You can use the allow to access a specific sub-folder on your website, even though the parent directory is disallowed.
For example, you can disallow access to your Photos directory but allow access to your BMW sub-folder under Photos.
User-agent: *
Disallow: /photos
Allow: /photos/bmw/
Crawl-delay: You can specify a crawl-delay value to force search engine crawlers to wait for a specific amount of time before crawling the next page from your website. The value you enter is in milliseconds.
It should be noted that the crawl-delay is not considered by Googlebot. In the majority of cases, you shouldn’t make use of the crawl-delay directive.
Sitemap: The sitemap directive is supported by the major search engines, including Google, and it is used to specify the location of your XML Sitemap.
Even if you don’t specify the location of the XML sitemap in the robots, search engines can still find it.
For example, you can use this:
Sitemap: https://example.com/sitemap.xml
Important: Robots.txt is case-sensitive. This means that if you add this directive, Disallow: /File.html will not block file.html.
How To Create A Robots.txt?
Creating a robots.txt file is easy. All you need is a text editor (like brackets or notepad) and access to your website’s files (via FTP or control panel).
Before getting into the process of creating a robots.txt file, the first thing to do is to check if you already have one.
The easiest way to do this is to open a new browser window and navigate to https://www.yourdomain.com/robots.txt
If you see something similar to the one below, you already have a robots.txt file, and you can edit the existing file instead of creating a new one.
User-agent: *
Allow: /
How to edit your robots.txt
Use your favorite FTP client and connect to your website’s root directory.
Robots.txt is always in the root folder (www or public_html, depending on your server).
Download the file to your PC and open it with a text editor.
Make the necessary changes and upload the file back to your server.
How to create a new robots.txt
If you don’t already have a robots.txt, then create a new .txt file using a text editor, add your directives, save it, and upload it to the root directory of your website.
Important: Make sure that your file name is robots.txt and not anything else. Also, have in mind that the file name is case-sensitive so it should be all lowercase.
Where do you put robots.txt?
robots.txt should always reside in the root of your website and not in any folder.
How To Test And Validate Your Robots.txt?
There are three ways to test your robots.txt file.
- You can use a free robots.txt validator. It will tell you if there are any blocking or issues with the syntax.
- You can view the Robots.txt report in Google Search Console, located under Settings.
- You can use the URL Inspection tool of Google Search Console to test individual pages.
Robots.txt SEO Best Practices
When it comes to SEO, consider the following best practices:
- Test your robots.txt and ensure you are not blocking any parts of your website that you want to appear in search engines.
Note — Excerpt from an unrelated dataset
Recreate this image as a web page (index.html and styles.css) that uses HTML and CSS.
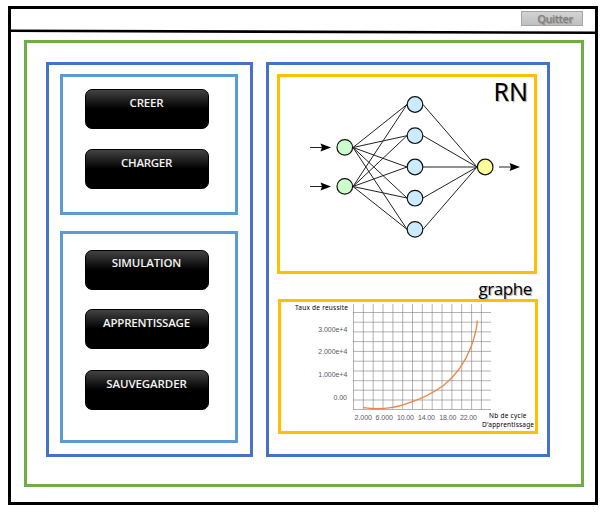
FILE: index.html
```html
<!DOCTYPE html>
<html lang="fr">
<head>
<meta charset="utf-8">
<title>RN</title>
<link rel="stylesheet" href="styles.css">
</head>
<body>
<div class="window">
  <header class="topbar">
    <button class="quit">Quitter</button>
    <svg class="rule" width="584" height="6" viewBox="0 0 584 6"><path d="M0 1.8L584 3.8" stroke="#000" stroke-width="2.6"/></svg>
  </header>
  <main class="workspace">
    <nav class="column sidebar">
      <section class="group files">
        <button class="action creer"><span>CREER</span></button>
        <button class="action charger"><span>CHARGER</span></button>
      </section>
      <section class="group run">
        <button class="action simulation"><span>SIMULATION</span></button>
        <button class="action apprentissage"><span>APPRENTISSAGE</span></button>
        <button class="action sauvegarder"><span>SAUVEGARDER</span></button>
      </section>
    </nav>
    <section class="column views">
      <div class="view network">
        <h1 class="network-title">RN</h1>
        <svg width="254" height="194" viewBox="280 77 254 194">
          <g stroke="#222" stroke-width="1" fill="none">
            <path d="M353 147.5L407 104.5M353 147.5L407 135.7M353 147.5L407 167M353 147.5L407 198M353 147.5L407 229.3"/>
            <path d="M353 186.5L407 104.5M353 186.5L407 135.7M353 186.5L407 167M353 186.5L407 198M353 186.5L407 229.3"/>
            <path d="M423 104.5L477 167M423 135.7L477 167M423 167H477M423 198L477 167M423 229.3L477 167"/>
            <path d="M310 147.5H323M310 186.5H323M499 167H512"/>
          </g>
          <path d="M331 147.5L320.5 143.5L322 147.5L320.5 151.5ZM331 186.5L320.5 182.5L322 186.5L320.5 190.5ZM520 167L509.500 163L511 167L509.500 171Z"/>
          <g stroke="#111" stroke-width="1.2">
            <g fill="#cfc"><circle cx="344.8" cy="147.4" r="7.8"/><circle cx="344.8" cy="186.400" r="7.8"/></g>
            <g fill="#cbecff"><circle cx="415" cy="104.500" r="7.8"/><circle cx="415" cy="135.700" r="7.8"/><circle cx="415" cy="167" r="7.8"/><circle cx="415" cy="198.200" r="7.8"/><circle cx="415" cy="229.400" r="7.8"/></g>
            <circle cx="485.2" cy="167" r="7.8" fill="#ff9"/>
          </g>
        </svg>
      </div>
      <h2 class="graph-title">graphe</h2>
      <div class="view graph">
        <svg width="254" height="129" viewBox="281 302 254 129">
          <path class="grid" d="M353.500 304V409.500M363.300 304V409.500M373.200 304V409.500M383 304V409.500M392.900 304V409.500M402.700 304V409.500M412.500 304V409.500M422.300 304V409.500M432.200 304V409.500M442 304V409.500M451.900 304V409.500M461.700 304V409.500M471.600 304V409.500M481.400 304V409.500"/>
          <path class="grid" d="M353 312.500H491M353 322.200H491M353 331.900H491M353 341.600H491M353 351.400H491M353 361.200H491M353 371H491M353 380.700H491M353 390.200H491M353 400H491M353 409.500H491"/>
          <path d="M363 407.600C376 409.200 390 409 403 404.800C416 401 431 394.500 443.500 385.500C459 373 466 360 471 347C475 336 476.800 330 477.300 320.500" fill="none" stroke="#ed8446" stroke-width="1.3"/>
          <g class="ticks">
            <text x="318.300" y="331.500" textLength="29">3.000e+4</text>
            <text x="318.300" y="354.300" textLength="29">2.000e+4</text>
            <text x="318.300" y="376.700" textLength="29">1.000e+4</text>
            <text x="333.500" y="399.500" textLength="13.500">0.00</text>
            <text x="354.500" y="419.500" textLength="17.500">2.000</text>
            <text x="375.500" y="419.500" textLength="17.500">6.000</text>
            <text x="397" y="419.500" textLength="17">10.00</text>
            <text x="418" y="419.500" textLength="17">14.00</text>
            <text x="439.300" y="419.500" textLength="17">18.00</text>
            <text x="460" y="419.500" textLength="17">22.00</text>
          </g>
          <g class="axis">
            <text x="295" y="310" textLength="53">Taux de reussite</text>
            <text x="489" y="417.800" textLength="37.500">Nb de cycle</text>
            <text x="482" y="426.800" textLength="52">D'apprentissage</text>
          </g>
        </svg>
      </div>
    </section>
  </main>
</div>
</body>
</html>
```
FILE: styles.css
```css
* { box-sizing: border-box; }
body {
  margin: 0;
  padding: 6px 6px 11px 8px;
  height: 516px;
  background: #fff;
  font-family: "Noto Sans", "Open Sans", sans-serif;
}
svg { display: block; }
.window { height: 499px; border: 3px solid #000; }
.topbar {
  height: 31px;
  padding-top: 2px;
  display: flex;
  flex-direction: column;
  justify-content: space-between;
}
.quit {
  align-self: flex-end;
  margin-right: 12px;
  width: 62px;
  height: 15px;
  padding: 0 0 0 6px;
  border: 1px solid #a5a5a5;
  background: linear-gradient(#d2d2d2, #c0c0c0);
  color: #7f7f7f;
  font: 600 11px/13px "Open Sans", sans-serif;
  letter-spacing: -0.4px;
  text-shadow: 1px 1px 1px #999;
  flex: none;
}
.rule { margin-bottom: 5px; flex: none; }
.workspace {
  margin: 0 11px 0 13px;
  height: 447px;
  border: 3px solid #70ad47;
  padding: 19px 31px 27px 19px;
  display: flex;
  gap: 13px;
}
.column { border: 3px solid #4472c4; height: 395px; }
.sidebar {
  width: 207px;
  padding: 9px 12px 11px 11px;
  display: flex;
  flex-direction: column;
  gap: 16px;
}
.group {
  border: 3px solid #5b9bd5;
  padding: 0 22px;
  display: flex;
  flex-direction: column;
}
.files { height: 141px; padding-top: 12px; gap: 20px; }
.run { height: 212px; padding-top: 16px; gap: 19px; }
.action {
  width: 124px;
  height: 40px;
  border: 1px solid #000;
  border-radius: 7px;
  padding: 5px 1px 0 0;
  background: linear-gradient(#434343, #000 50%);
  color: #f2f2f2;
  font: 600 11.5px/16px "Open Sans", sans-serif;
  display: flex;
  justify-content: center;
  align-items: flex-start;
  flex: none;
}
.creer { letter-spacing: -0.2px; }
.charger { letter-spacing: -0.3px; }
.simulation { letter-spacing: -0.15px; }
.simulation, .run .action { padding-top: 4px; }
.apprentissage { letter-spacing: -0.2px; }
.run .apprentissage { padding-top: 5px; }
.sauvegarder { letter-spacing: -0.1px; margin-top: 2px; }
.run .sauvegarder { padding-top: 5px; }
.views { width: 284px; padding: 9px 0 0 8px; }
.view { width: 260px; border: 3px solid #ffc000; }
.network { height: 200px; position: relative; }
.network-title {
  position: absolute;
  top: -3px;
  right: 6px;
  margin: 0;
  font: 400 25px/34px "Noto Sans", sans-serif;
  text-shadow: 1px 1px 1px #aaa;
}
.graph-title {
  margin: 0;
  height: 25px;
  padding: 3px 15px 0 0;
  text-align: right;
  font: 400 17px/24px "Open Sans", sans-serif;
  letter-spacing: -0.4px;
  text-shadow: 1px 1px 1px #aaa;
}
.graph { height: 135px; margin-left: 1px; }
.grid { fill: none; stroke: #777; stroke-opacity: 0.55; stroke-width: 1; }
.ticks { font: 7px "Liberation Sans", sans-serif; fill: #595963; }
.axis { font: 6.5px "Noto Sans", sans-serif; fill: #000; }
```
- Do not block CSS or JS folders. During the crawling and indexing process, Google can view a website like a real user, and if your pages need the JS and CSS to function properly, they should not be blocked.
- If you are on WordPress, blocking access to your wp-admin and wp-includes folders is unnecessary. WordPress does a great job using the meta robots tag.
- Don’t try to specify different rules per search engine bot. It can get confusing and challenging to keep up-to-date. Better use user-agent:* and provide one set of rules for all bots.
- If you want to exclude pages from being indexed by search engines, you better do it using the "noindex" tag in the header of each page and not through the robots.txt.
What happens if you don’t have a robots.txt file?
If a robots.txt file is missing, search engine crawlers assume that all publicly available pages of the particular website can be crawled and added to their index.
What happens if the robots.txt is not well-formatted? It depends on the issue. If search engines cannot understand the file's contents because it is misconfigured, they will still access the website and ignore whatever is in robots.txt.
What happens if I accidentally block search engines from accessing my website? That’s a big problem. For starters, they will not crawl and index pages from your website, and gradually, they will remove any pages already available in their index.
Two Important things to know about robots.txt
- First, any rules you add to the robots.txt are directives only. This means it’s up to search engines to obey and follow the rules. In most cases, they do, but If you have content you don’t want to be included in their index, the best way is to password-protect the particular directory or page.
- The second thing is that even if you block a page or directory in robots, it can still appear in the search results if it has links from other pages already indexed. In other words, adding a page to robots.txt does not guarantee that it will be removed or not appear on the web.
Robots.txt and WordPress
Everything you have read about robots.txt applies to WordPress websites as well. WordPress, by default, is using a virtual robots.txt file. This means you cannot directly edit the file or find it in the root of your directory.
The only way to view the file's contents is to type https://www.yourdomain.com/robots.txt in your browser.
The default values of WordPress robots.txt are:
User-agent: *
Disallow: /wp-admin/
Allow: /wp-admin/admin-ajax.php
When you enable the “Discourage search engines from indexing this site” option under Search Engine Visibility Settings, the robots.txt becomes:
User-agent: *
Disallow: /
Which blocks all crawlers from accessing the website.
How do I edit robots.txt in WordPress?
Since you cannot directly edit the virtual robots.txt file provided by WordPress, the only way to edit it is to create a new one and add it to the root directory of your website.
When a physical file is present in the root directory, the virtual WordPress file is not taken into account.
Conclusion
You don’t have to spend too much time configuring or testing your robots.txt. What is important is to have one and to check through Google Search Console that you are not blocking search engine crawlers from accessing your website.
You must do it once when creating your website or as part of your technical SEO audit.